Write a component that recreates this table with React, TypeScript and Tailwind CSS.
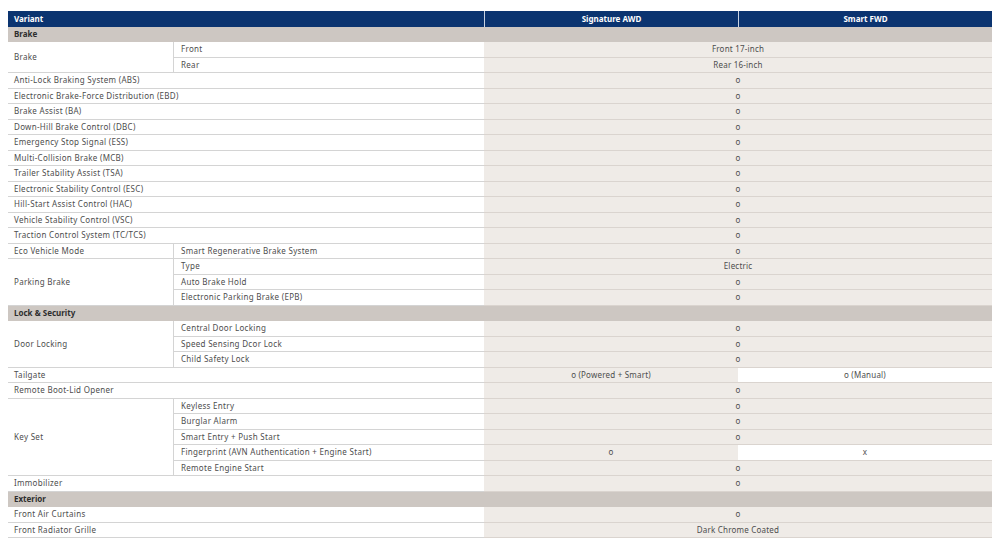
import React from 'react'

type Item = { sub: string; value?: string; sig?: string; smart?: string }

type Row =
    | { section: string }
    | { group: string; items: Item[] }
    | { label: string; value?: string; sig?: string; smart?: string }

const rows: Row[] = [
    { section: 'Brake' },
    { group: 'Brake', items: [{ sub: 'Front', value: 'Front 17-inch' }, { sub: 'Rear', value: 'Rear 16-inch' }] },
    { label: 'Anti-Lock Braking System (ABS)', value: 'o' },
    { label: 'Electronic Brake-Force Distribution (EBD)', value: 'o' },
    { label: 'Brake Assist (BA)', value: 'o' },
    { label: 'Down-Hill Brake Control (DBC)', value: 'o' },
    { label: 'Emergency Stop Signal (ESS)', value: 'o' },
    { label: 'Multi-Collision Brake (MCB)', value: 'o' },
    { label: 'Trailer Stability Assist (TSA)', value: 'o' },
    { label: 'Electronic Stability Control (ESC)', value: 'o' },
    { label: 'Hill-Start Assist Control (HAC)', value: 'o' },
    { label: 'Vehicle Stability Control (VSC)', value: 'o' },
    { label: 'Traction Control System (TC/TCS)', value: 'o' },
    { group: 'Eco Vehicle Mode', items: [{ sub: 'Smart Regenerative Brake System', value: 'o' }] },
    {
        group: 'Parking Brake',
        items: [
            { sub: 'Type', value: 'Electric' },
            { sub: 'Auto Brake Hold', value: 'o' },
            { sub: 'Electronic Parking Brake (EPB)', value: 'o' },
        ],
    },
    { section: 'Lock & Security' },
    {
        group: 'Door Locking',
        items: [
            { sub: 'Central Door Locking', value: 'o' },
            { sub: 'Speed Sensing Dcor Lock', value: 'o' },
            { sub: 'Child Safety Lock', value: 'o' },
        ],
    },
    { label: 'Tailgate', sig: 'o (Powered + Smart)', smart: 'o (Manual)' },
    { label: 'Remote Boot-Lid Opener', value: 'o' },
    {
        group: 'Key Set',
        items: [
            { sub: 'Keyless Entry', value: 'o' },
            { sub: 'Burglar Alarm', value: 'o' },
            { sub: 'Smart Entry + Push Start', value: 'o' },
            { sub: 'Fingerprint (AVN Authentication + Engine Start)', sig: 'o', smart: 'x' },
            { sub: 'Remote Engine Start', value: 'o' },
        ],
    },
    { label: 'Immobilizer', value: 'o' },
    { section: 'Exterior' },
    { label: 'Front Air Curtains', value: 'o' },
    { label: 'Front Radiator Grille', value: 'Dark Chrome Coated' },
]

const spans: Record<number, string> = {
    1: 'row-span-1',
    2: 'row-span-2',
    3: 'row-span-3',
    5: 'row-span-5',
}

function Values({ value, sig, smart }: { value?: string; sig?: string; smart?: string }) {
    if (value !== undefined) {
        return <div className='col-span-2 flex items-center justify-center bg-[#efebe7] border-b border-[#dad4cf] tracking-[0.2px]'>{value}</div>
    }
    return (
        <>
            <div className='flex items-center justify-center bg-[#efebe7] border-b border-[#dad4cf] tracking-[0.2px]'>{sig}</div>
            <div className='flex items-center justify-center bg-white border-b border-[#dad4cf] tracking-[0.2px]'>{smart}</div>
        </>
    )
}

export default function App() {
    return (
        <div className='w-[1000px] h-[539px] bg-white pt-[11px] pl-2 overflow-hidden' style={{ fontFamily: '"Noto Sans", Inter, sans-serif' }}>
            <div className='grid grid-cols-[166px_310px_254px_254px] auto-rows-[15.5px] text-[8px] leading-none text-[#4d4d4d]'>
                <div className='col-span-2 flex items-center px-[6px] bg-[#0b3470] text-white font-bold'>Variant</div>
                <div className='flex items-center justify-center bg-[#0b3470] text-white font-bold border-l border-[#c9d3e2]'>Signature AWD</div>
                <div className='flex items-center justify-center bg-[#0b3470] text-white font-bold border-l border-[#c9d3e2]'>Smart FWD</div>

                {rows.map((row, i) => {
                    if ('section' in row) {
                        return (
                            <div key={i} className='col-span-4 flex items-center px-[6px] bg-[#cdc7c2] text-[#2e2e2e] font-bold'>
                                {row.section}
                            </div>
                        )
                    }
                    if ('group' in row) {
                        return (
                            <React.Fragment key={i}>
                                <div className={`${spans[row.items.length]} flex items-center px-[6px] bg-white border-b border-r border-[#d4d4d4] tracking-[0.3px]`}>
                                    {row.group}
                                </div>
                                {row.items.map((item, j) => (
                                    <React.Fragment key={j}>
                                        <div className='flex items-center px-[7px] bg-white border-b border-[#d4d4d4] tracking-[0.3px]'>{item.sub}</div>
                                        <Values value={item.value} sig={item.sig} smart={item.smart} />
                                    </React.Fragment>
                                ))}
                            </React.Fragment>
                        )
                    }
                    return (
                        <React.Fragment key={i}>
                            <div className='col-span-2 flex items-center px-[6px] bg-white border-b border-[#d4d4d4] tracking-[0.3px]'>{row.label}</div>
                            <Values value={row.value} sig={row.sig} smart={row.smart} />
                        </React.Fragment>
                    )
                })}
            </div>
        </div>
    )
}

* EXERCISE DIRECTIONS
Retype the whole listing exactly and leave the pictures out.

* SOLUTION BELOW
Write a component that recreates this table with React, TypeScript and Tailwind CSS.
import React from 'react'

type Item = { sub: string; value?: string; sig?: string; smart?: string }

type Row =
    | { section: string }
    | { group: string; items: Item[] }
    | { label: string; value?: string; sig?: string; smart?: string }

const rows: Row[] = [
    { section: 'Brake' },
    { group: 'Brake', items: [{ sub: 'Front', value: 'Front 17-inch' }, { sub: 'Rear', value: 'Rear 16-inch' }] },
    { label: 'Anti-Lock Braking System (ABS)', value: 'o' },
    { label: 'Electronic Brake-Force Distribution (EBD)', value: 'o' },
    { label: 'Brake Assist (BA)', value: 'o' },
    { label: 'Down-Hill Brake Control (DBC)', value: 'o' },
    { label: 'Emergency Stop Signal (ESS)', value: 'o' },
    { label: 'Multi-Collision Brake (MCB)', value: 'o' },
    { label: 'Trailer Stability Assist (TSA)', value: 'o' },
    { label: 'Electronic Stability Control (ESC)', value: 'o' },
    { label: 'Hill-Start Assist Control (HAC)', value: 'o' },
    { label: 'Vehicle Stability Control (VSC)', value: 'o' },
    { label: 'Traction Control System (TC/TCS)', value: 'o' },
    { group: 'Eco Vehicle Mode', items: [{ sub: 'Smart Regenerative Brake System', value: 'o' }] },
    {
        group: 'Parking Brake',
        items: [
            { sub: 'Type', value: 'Electric' },
            { sub: 'Auto Brake Hold', value: 'o' },
            { sub: 'Electronic Parking Brake (EPB)', value: 'o' },
        ],
    },
    { section: 'Lock & Security' },
    {
        group: 'Door Locking',
        items: [
            { sub: 'Central Door Locking', value: 'o' },
            { sub: 'Speed Sensing Dcor Lock', value: 'o' },
            { sub: 'Child Safety Lock', value: 'o' },
        ],
    },
    { label: 'Tailgate', sig: 'o (Powered + Smart)', smart: 'o (Manual)' },
    { label: 'Remote Boot-Lid Opener', value: 'o' },
    {
        group: 'Key Set',
        items: [
            { sub: 'Keyless Entry', value: 'o' },
            { sub: 'Burglar Alarm', value: 'o' },
            { sub: 'Smart Entry + Push Start', value: 'o' },
            { sub: 'Fingerprint (AVN Authentication + Engine Start)', sig: 'o', smart: 'x' },
            { sub: 'Remote Engine Start', value: 'o' },
        ],
    },
    { label: 'Immobilizer', value: 'o' },
    { section: 'Exterior' },
    { label: 'Front Air Curtains', value: 'o' },
    { label: 'Front Radiator Grille', value: 'Dark Chrome Coated' },
]

const spans: Record<number, string> = {
    1: 'row-span-1',
    2: 'row-span-2',
    3: 'row-span-3',
    5: 'row-span-5',
}

function Values({ value, sig, smart }: { value?: string; sig?: string; smart?: string }) {
    if (value !== undefined) {
        return <div className='col-span-2 flex items-center justify-center bg-[#efebe7] border-b border-[#dad4cf] tracking-[0.2px]'>{value}</div>
    }
    return (
        <>
            <div className='flex items-center justify-center bg-[#efebe7] border-b border-[#dad4cf] tracking-[0.2px]'>{sig}</div>
            <div className='flex items-center justify-center bg-white border-b border-[#dad4cf] tracking-[0.2px]'>{smart}</div>
        </>
    )
}

export default function App() {
    return (
        <div className='w-[1000px] h-[539px] bg-white pt-[11px] pl-2 overflow-hidden' style={{ fontFamily: '"Noto Sans", Inter, sans-serif' }}>
            <div className='grid grid-cols-[166px_310px_254px_254px] auto-rows-[15.5px] text-[8px] leading-none text-[#4d4d4d]'>
                <div className='col-span-2 flex items-center px-[6px] bg-[#0b3470] text-white font-bold'>Variant</div>
                <div className='flex items-center justify-center bg-[#0b3470] text-white font-bold border-l border-[#c9d3e2]'>Signature AWD</div>
                <div className='flex items-center justify-center bg-[#0b3470] text-white font-bold border-l border-[#c9d3e2]'>Smart FWD</div>

                {rows.map((row, i) => {
                    if ('section' in row) {
                        return (
                            <div key={i} className='col-span-4 flex items-center px-[6px] bg-[#cdc7c2] text-[#2e2e2e] font-bold'>
                                {row.section}
                            </div>
                        )
                    }
                    if ('group' in row) {
                        return (
                            <React.Fragment key={i}>
                                <div className={`${spans[row.items.length]} flex items-center px-[6px] bg-white border-b border-r border-[#d4d4d4] tracking-[0.3px]`}>
                                    {row.group}
                                </div>
                                {row.items.map((item, j) => (
                                    <React.Fragment key={j}>
                                        <div className='flex items-center px-[7px] bg-white border-b border-[#d4d4d4] tracking-[0.3px]'>{item.sub}</div>
                                        <Values value={item.value} sig={item.sig} smart={item.smart} />
                                    </React.Fragment>
                                ))}
                            </React.Fragment>
                        )
                    }
                    return (
                        <React.Fragment key={i}>
                            <div className='col-span-2 flex items-center px-[6px] bg-white border-b border-[#d4d4d4] tracking-[0.3px]'>{row.label}</div>
                            <Values value={row.value} sig={row.sig} smart={row.smart} />
                        </React.Fragment>
                    )
                })}
            </div>
        </div>
    )
}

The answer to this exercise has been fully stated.